Chicken Breasts with Olives and Tomatoes

2 pounds chicken breasts, boneless and skinless
1 teaspoon kosher salt, divided
1/4 teaspoon freshly ground black pepper, divided
1 teaspoon olive oil
2 tablespoons minced garlic
2 tablespoons onion, grated
1/4 cup dry white wine
5 tablespoons tomato paste, divided 
1 tablespoon Italian seasoning
3 teaspoons crushed red pepper flakes
2 (14.5-ounce) can diced tomatoes, drained
1/4 cup sliced pitted kalamata olives
2 tablespoons chopped fresh flat-leaf parsley

Sprinkle chicken with 1/2 teaspoon salt and 1/8 teaspoon black pepper. Heat oil in a large skillet over medium-high heat.
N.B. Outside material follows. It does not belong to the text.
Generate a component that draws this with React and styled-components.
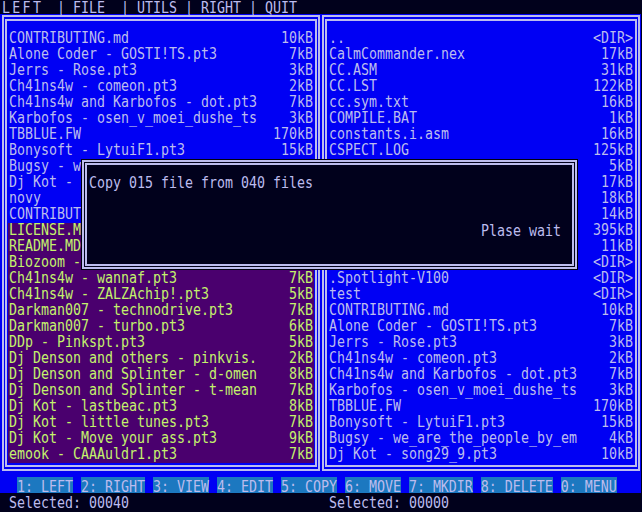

Add chicken to pan; cook 2 minutes on each side or until browned. Place chicken in an electric slow cooker. 

Add garlic and onion to pan, and sauté 30 seconds, stirring constantly. Add wine, scraping pan to loosen browned bits; cook 30 seconds. 

Place wine mixture in cooker. Add 3 tablespoons tomato paste, crushed red pepper, Italian seasoning and tomatoes to cooker. 

Cover and cook on HIGH 3-4 hours. Stir chicken until it becomes shredded.  Stir in remaining 1/2 teaspoon salt, remaining 1/8 teaspoon pepper, olives, 2 tablespoons of tomato paste and parsley.  

Remove from crock pot and serve over rice.